## start MATERIAL PROVIDED

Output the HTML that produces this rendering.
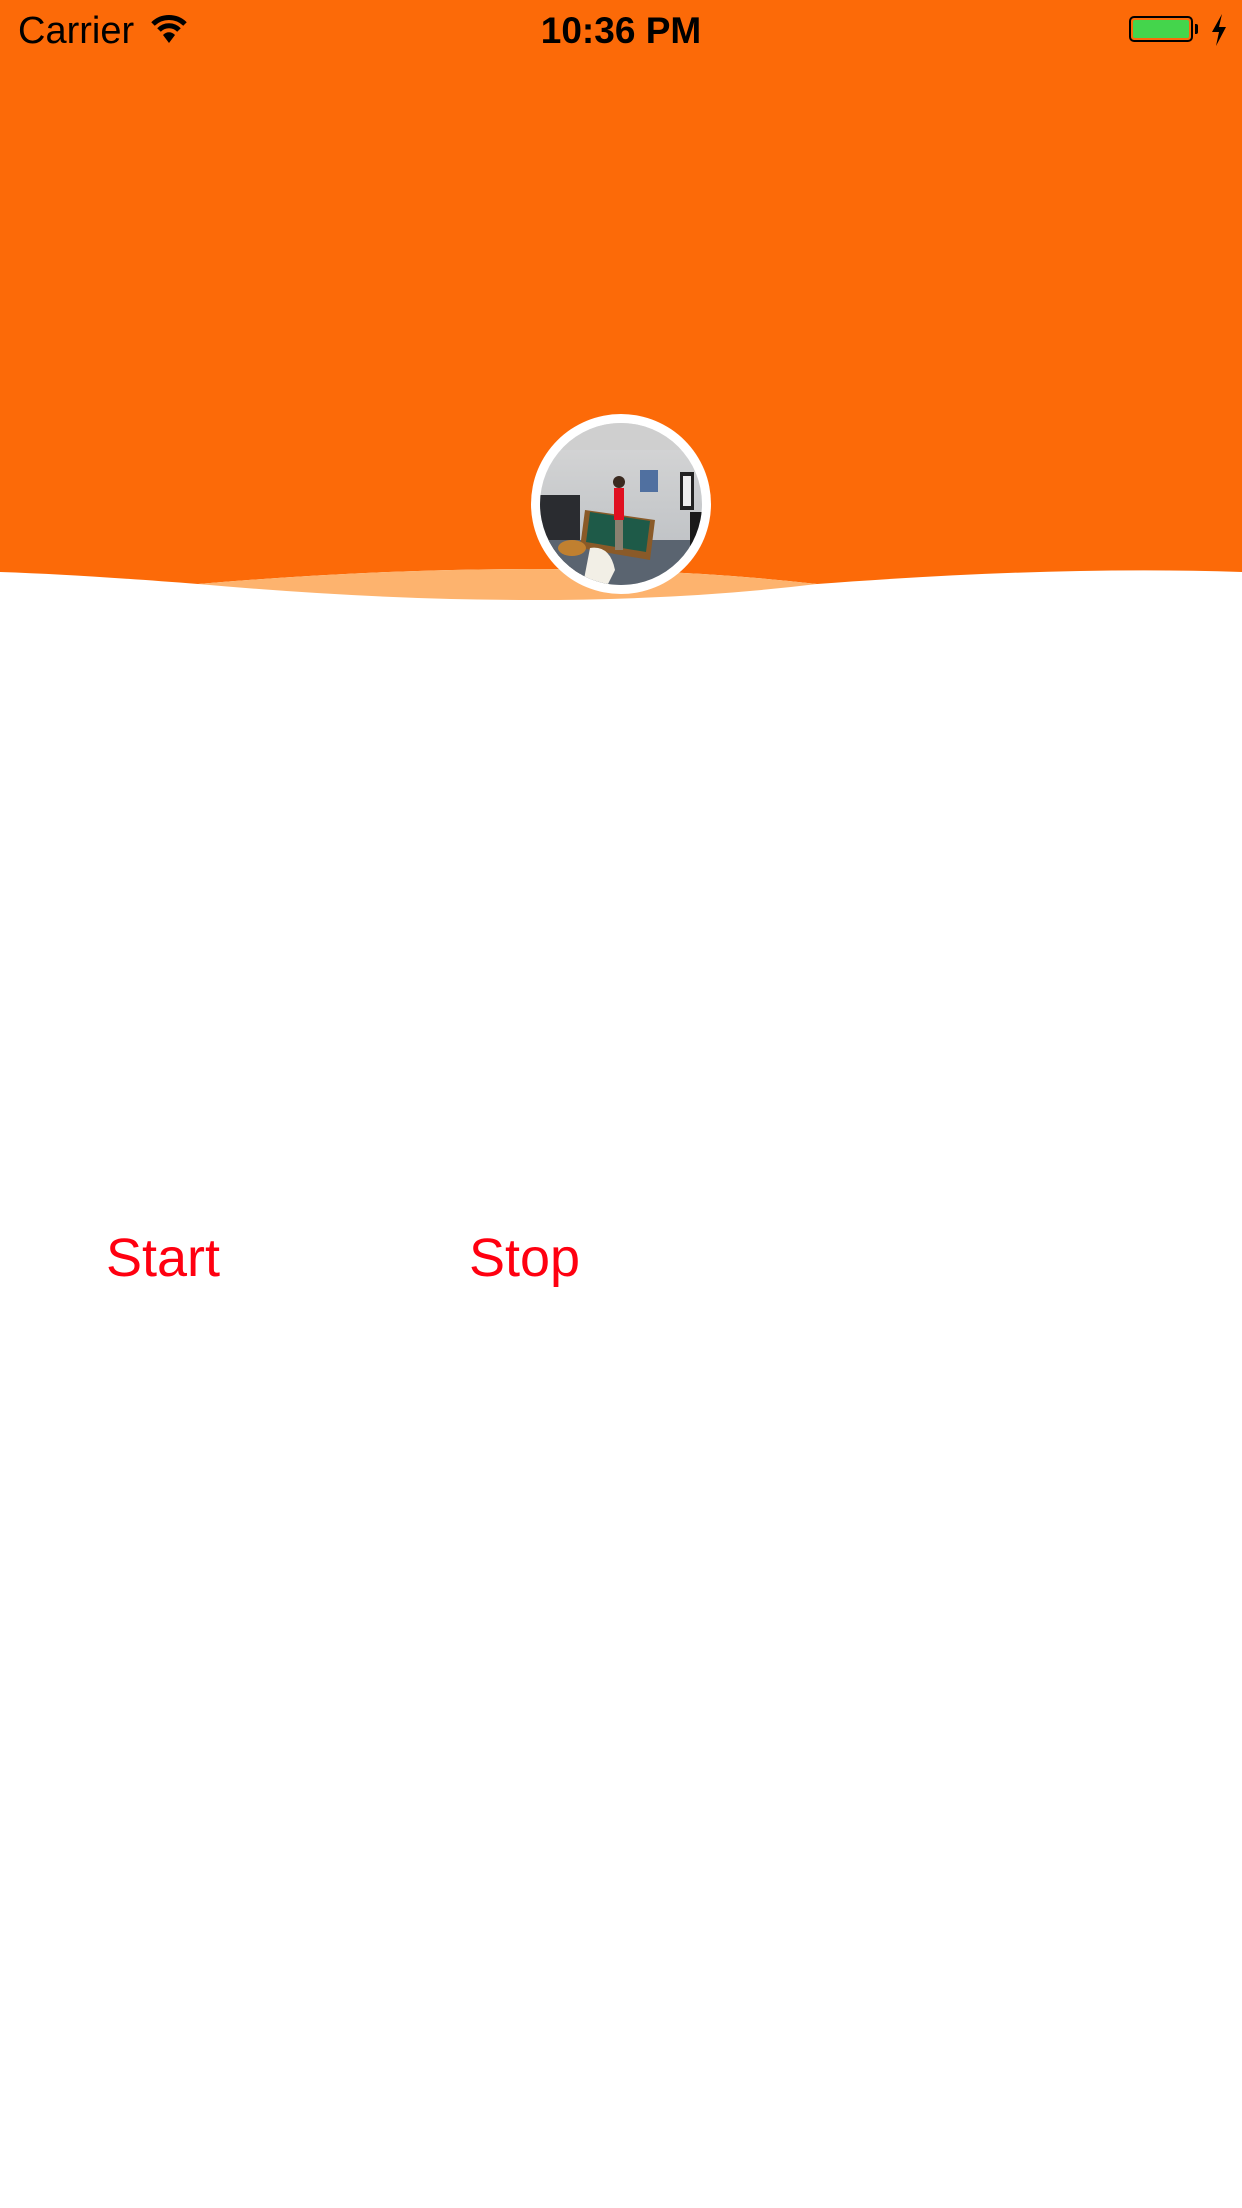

## end MATERIAL PROVIDED
## start MATERIAL PROVIDED

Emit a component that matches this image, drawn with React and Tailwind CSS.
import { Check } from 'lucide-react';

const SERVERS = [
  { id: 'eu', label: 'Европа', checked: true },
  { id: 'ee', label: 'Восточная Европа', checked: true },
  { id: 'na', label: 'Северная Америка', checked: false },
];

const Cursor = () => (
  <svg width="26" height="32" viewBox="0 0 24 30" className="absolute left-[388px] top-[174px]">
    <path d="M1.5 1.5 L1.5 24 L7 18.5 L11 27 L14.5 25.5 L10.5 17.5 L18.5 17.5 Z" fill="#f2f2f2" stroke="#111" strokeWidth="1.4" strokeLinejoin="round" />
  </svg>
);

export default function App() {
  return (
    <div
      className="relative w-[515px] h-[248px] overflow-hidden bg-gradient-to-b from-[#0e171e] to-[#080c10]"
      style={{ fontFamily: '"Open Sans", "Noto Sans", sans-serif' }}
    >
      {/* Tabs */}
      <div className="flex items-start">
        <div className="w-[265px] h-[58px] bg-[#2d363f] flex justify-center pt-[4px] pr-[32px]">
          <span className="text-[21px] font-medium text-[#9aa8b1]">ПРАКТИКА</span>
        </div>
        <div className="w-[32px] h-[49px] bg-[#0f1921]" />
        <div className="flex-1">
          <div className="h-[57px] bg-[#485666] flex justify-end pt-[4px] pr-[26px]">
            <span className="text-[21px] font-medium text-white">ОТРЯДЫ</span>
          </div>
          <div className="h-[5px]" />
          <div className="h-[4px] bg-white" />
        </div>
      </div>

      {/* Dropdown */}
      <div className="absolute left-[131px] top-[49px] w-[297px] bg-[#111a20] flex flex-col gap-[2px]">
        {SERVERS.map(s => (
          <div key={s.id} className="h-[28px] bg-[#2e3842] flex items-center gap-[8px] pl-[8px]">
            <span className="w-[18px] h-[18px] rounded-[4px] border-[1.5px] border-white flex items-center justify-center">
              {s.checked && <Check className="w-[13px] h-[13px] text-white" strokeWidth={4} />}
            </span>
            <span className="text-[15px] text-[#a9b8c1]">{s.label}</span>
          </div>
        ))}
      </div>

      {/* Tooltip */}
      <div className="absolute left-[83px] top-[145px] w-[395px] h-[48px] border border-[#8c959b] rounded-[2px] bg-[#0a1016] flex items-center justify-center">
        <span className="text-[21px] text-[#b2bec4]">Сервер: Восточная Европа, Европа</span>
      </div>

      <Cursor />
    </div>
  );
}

## end MATERIAL PROVIDED

--- GOAL OF THE EXERCISE ---
Search the entries for the word "that" and gather every line where it appears.

--- REPLY ---
Output the HTML that produces this rendering.
Emit a component that matches this image, drawn with React and Tailwind CSS.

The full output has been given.